Exercise instructions
Return each line that holds the word "index".

Stored data
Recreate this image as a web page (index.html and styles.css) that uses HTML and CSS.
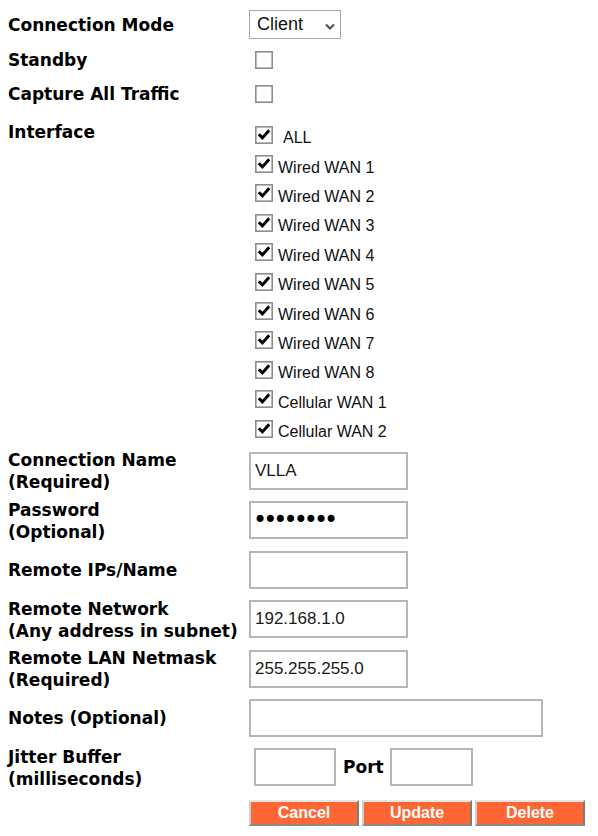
FILE: index.html
```html
<!DOCTYPE html>
<html lang="en">
<head>
<meta charset="utf-8">
<title>Connection Settings</title>
<link rel="stylesheet" href="styles.css">
</head>
<body>
<form class="vpn-form">
  <div class="row r-mode">
    <label class="lbl" for="mode">Connection Mode</label>
    <span class="select-wrap">
      <select id="mode" class="select"><option>Client</option><option>Server</option></select>
      <svg class="chev" viewBox="0 0 10 7" aria-hidden="true"><polyline points="1,1.5 5,5.5 9,1.5" fill="none" stroke="#555" stroke-width="2.2"/></svg>
    </span>
  </div>

  <div class="row r-standby">
    <span class="lbl">Standby</span>
    <span class="ctl-cb"><svg class="cb" viewBox="0 0 18 18"><rect x="0.8" y="0.8" width="16.4" height="16.4" fill="#fff" stroke="#8c8c8c" stroke-width="1.6"/></svg></span>
  </div>

  <div class="row r-capture">
    <span class="lbl">Capture All Traffic</span>
    <span class="ctl-cb"><svg class="cb" viewBox="0 0 18 18"><rect x="0.8" y="0.8" width="16.4" height="16.4" fill="#fff" stroke="#8c8c8c" stroke-width="1.6"/></svg></span>
  </div>

  <div class="row r-iface">
    <span class="lbl">Interface</span>
    <ul class="cb-list">
      <li class="cb-item"><svg class="cb" viewBox="0 0 18 18"><rect x="0.8" y="0.8" width="16.4" height="16.4" fill="#fff" stroke="#8c8c8c" stroke-width="1.6"/><path d="M3.8 8.2 L7.4 11.9 L14.2 4.2" fill="none" stroke="#000" stroke-width="3"/></svg><span class="txt txt-all">ALL</span></li>
      <li class="cb-item"><svg class="cb" viewBox="0 0 18 18"><rect x="0.8" y="0.8" width="16.4" height="16.4" fill="#fff" stroke="#8c8c8c" stroke-width="1.6"/><path d="M3.8 8.2 L7.4 11.9 L14.2 4.2" fill="none" stroke="#000" stroke-width="3"/></svg><span class="txt">Wired WAN 1</span></li>
      <li class="cb-item"><svg class="cb" viewBox="0 0 18 18"><rect x="0.8" y="0.8" width="16.4" height="16.4" fill="#fff" stroke="#8c8c8c" stroke-width="1.6"/><path d="M3.8 8.2 L7.4 11.9 L14.2 4.2" fill="none" stroke="#000" stroke-width="3"/></svg><span class="txt">Wired WAN 2</span></li>
      <li class="cb-item"><svg class="cb" viewBox="0 0 18 18"><rect x="0.8" y="0.8" width="16.4" height="16.4" fill="#fff" stroke="#8c8c8c" stroke-width="1.6"/><path d="M3.8 8.2 L7.4 11.9 L14.2 4.2" fill="none" stroke="#000" stroke-width="3"/></svg><span class="txt">Wired WAN 3</span></li>
      <li class="cb-item"><svg class="cb" viewBox="0 0 18 18"><rect x="0.8" y="0.8" width="16.4" height="16.4" fill="#fff" stroke="#8c8c8c" stroke-width="1.6"/><path d="M3.8 8.2 L7.4 11.9 L14.2 4.2" fill="none" stroke="#000" stroke-width="3"/></svg><span class="txt">Wired WAN 4</span></li>
      <li class="cb-item"><svg class="cb" viewBox="0 0 18 18"><rect x="0.8" y="0.8" width="16.4" height="16.4" fill="#fff" stroke="#8c8c8c" stroke-width="1.6"/><path d="M3.8 8.2 L7.4 11.9 L14.2 4.2" fill="none" stroke="#000" stroke-width="3"/></svg><span class="txt">Wired WAN 5</span></li>
      <li class="cb-item"><svg class="cb" viewBox="0 0 18 18"><rect x="0.8" y="0.8" width="16.4" height="16.4" fill="#fff" stroke="#8c8c8c" stroke-width="1.6"/><path d="M3.8 8.2 L7.4 11.9 L14.2 4.2" fill="none" stroke="#000" stroke-width="3"/></svg><span class="txt">Wired WAN 6</span></li>
      <li class="cb-item"><svg class="cb" viewBox="0 0 18 18"><rect x="0.8" y="0.8" width="16.4" height="16.4" fill="#fff" stroke="#8c8c8c" stroke-width="1.6"/><path d="M3.8 8.2 L7.4 11.9 L14.2 4.2" fill="none" stroke="#000" stroke-width="3"/></svg><span class="txt">Wired WAN 7</span></li>
      <li class="cb-item"><svg class="cb" viewBox="0 0 18 18"><rect x="0.8" y="0.8" width="16.4" height="16.4" fill="#fff" stroke="#8c8c8c" stroke-width="1.6"/><path d="M3.8 8.2 L7.4 11.9 L14.2 4.2" fill="none" stroke="#000" stroke-width="3"/></svg><span class="txt">Wired WAN 8</span></li>
      <li class="cb-item"><svg class="cb" viewBox="0 0 18 18"><rect x="0.8" y="0.8" width="16.4" height="16.4" fill="#fff" stroke="#8c8c8c" stroke-width="1.6"/><path d="M3.8 8.2 L7.4 11.9 L14.2 4.2" fill="none" stroke="#000" stroke-width="3"/></svg><span class="txt">Cellular WAN 1</span></li>
      <li class="cb-item"><svg class="cb" viewBox="0 0 18 18"><rect x="0.8" y="0.8" width="16.4" height="16.4" fill="#fff" stroke="#8c8c8c" stroke-width="1.6"/><path d="M3.8 8.2 L7.4 11.9 L14.2 4.2" fill="none" stroke="#000" stroke-width="3"/></svg><span class="txt">Cellular WAN 2</span></li>
    </ul>
  </div>

  <div class="fields">
    <div class="row r-field">
      <label class="lbl" for="cname">Connection Name<br>(Required)</label>
      <input id="cname" class="inp" type="text" value="VLLA">
    </div>
    <div class="row r-field">
      <label class="lbl" for="pwd">Password<br>(Optional)</label>
      <input id="pwd" class="inp inp-pwd" type="password" value="secret12">
    </div>
    <div class="row r-field">
      <label class="lbl" for="rips">Remote IPs/Name</label>
      <input id="rips" class="inp" type="text" value="">
    </div>
    <div class="row r-field">
      <label class="lbl" for="rnet">Remote Network<br>(Any address in subnet)</label>
      <input id="rnet" class="inp" type="text" value="192.168.1.0">
    </div>
    <div class="row r-field">
      <label class="lbl" for="rmask">Remote LAN Netmask<br>(Required)</label>
      <input id="rmask" class="inp" type="text" value="255.255.255.0">
    </div>
    <div class="row r-field">
      <label class="lbl" for="notes">Notes (Optional)</label>
      <input id="notes" class="inp inp-wide" type="text" value="">
    </div>
    <div class="row r-field">
      <label class="lbl" for="jitter">Jitter Buffer<br>(milliseconds)</label>
      <input id="jitter" class="inp inp-small" type="text" value="">
      <label class="port" for="port">Port</label>
      <input id="port" class="inp inp-port" type="text" value="">
    </div>
  </div>

  <div class="actions">
    <button type="button" class="btn">Cancel</button>
    <button type="button" class="btn">Update</button>
    <button type="button" class="btn">Delete</button>
  </div>
</form>
</body>
</html>
```

FILE: styles.css
```css
html, body {
  margin: 0;
  background: #fff;
}

body {
  font-family: "DejaVu Sans", Verdana, sans-serif;
  color: #000;
}

.vpn-form {
  padding: 7px 0 0 8px;
  width: 590px;
  box-sizing: border-box;
}

.row {
  display: flex;
  align-items: center;
}

.lbl {
  flex: none;
  width: 241px;
  font-weight: bold;
  font-size: 17px;
  line-height: 22px;
}

/* top rows */
.r-mode { height: 34px; }
.r-standby { height: 37px; }
.r-capture { height: 32px; }

.r-mode .lbl {
  padding-top: 2px;
}

.select-wrap {
  position: relative;
  display: inline-block;
  height: 29px;
}

.select {
  appearance: none;
  -webkit-appearance: none;
  width: 92px;
  height: 29px;
  box-sizing: border-box;
  border: 1px solid #a8a8a8;
  border-radius: 0;
  background: #fff;
  padding: 0 0 0 7px;
  margin: 0;
  font-family: "Liberation Sans", Arial, sans-serif;
  font-size: 18px;
  color: #111;
}

.chev {
  position: absolute;
  right: 6px;
  top: 13px;
  width: 10px;
  height: 7px;
  pointer-events: none;
}

.ctl-cb {
  display: flex;
  padding-left: 6px;
}

.cb {
  flex: none;
  width: 18px;
  height: 18px;
  display: block;
}

/* interface list */
.r-iface {
  align-items: flex-start;
  margin-top: 10px;
}

.r-iface .lbl {
  padding-top: 1px;
}

.cb-list {
  list-style: none;
  margin: 0;
  padding: 0 0 0 6px;
}

.cb-item {
  display: flex;
  align-items: center;
  height: 29.4px;
  font-family: "Liberation Sans", Arial, sans-serif;
  font-size: 16px;
  color: #111;
}

.cb-item .txt {
  padding-top: 7px;
  margin-left: 5px;
  line-height: 18px;
}

.cb-item .txt-all {
  margin-left: 10px;
}

/* text fields */
.fields {
  margin-top: 3px;
}

.r-field {
  height: 49.4px;
}

.r-field .lbl {
  padding-top: 1px;
}

.inp {
  flex: none;
  width: 159px;
  height: 38px;
  box-sizing: border-box;
  margin: 0;
  border: 2px solid #b6b6b6;
  border-radius: 0;
  padding: 0 4px;
  background: #fff;
  font-family: "Liberation Sans", Arial, sans-serif;
  font-size: 17px;
  color: #1a1a1a;
  outline: none;
}

.inp-pwd {
  font-family: "DejaVu Sans", sans-serif;
  font-size: 24px;
  letter-spacing: -4px;
  padding-left: 2px;
  color: #000;
}

.inp-wide {
  width: 294px;
}

.inp-small {
  width: 82px;
  margin-left: 5px;
}

.inp-port {
  width: 83px;
}

.port {
  font-weight: bold;
  font-size: 17px;
  margin: 0 6px 0 7px;
}

/* action buttons */
.actions {
  display: flex;
  gap: 3px;
  margin: 8px 0 0 241px;
}

.btn {
  width: 110px;
  height: 26px;
  box-sizing: border-box;
  margin: 0;
  padding: 0;
  background: #ff6633;
  color: #fff;
  font-family: "Liberation Sans", Arial, sans-serif;
  font-weight: bold;
  font-size: 16px;
  border: 2px solid;
  border-color: #e6e6e6 #7c7c7c #8a8a8a #cfcfcf;
  border-radius: 0;
}
```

Response
Recreate this image as a web page (index.html and styles.css) that uses HTML and CSS.
FILE: index.html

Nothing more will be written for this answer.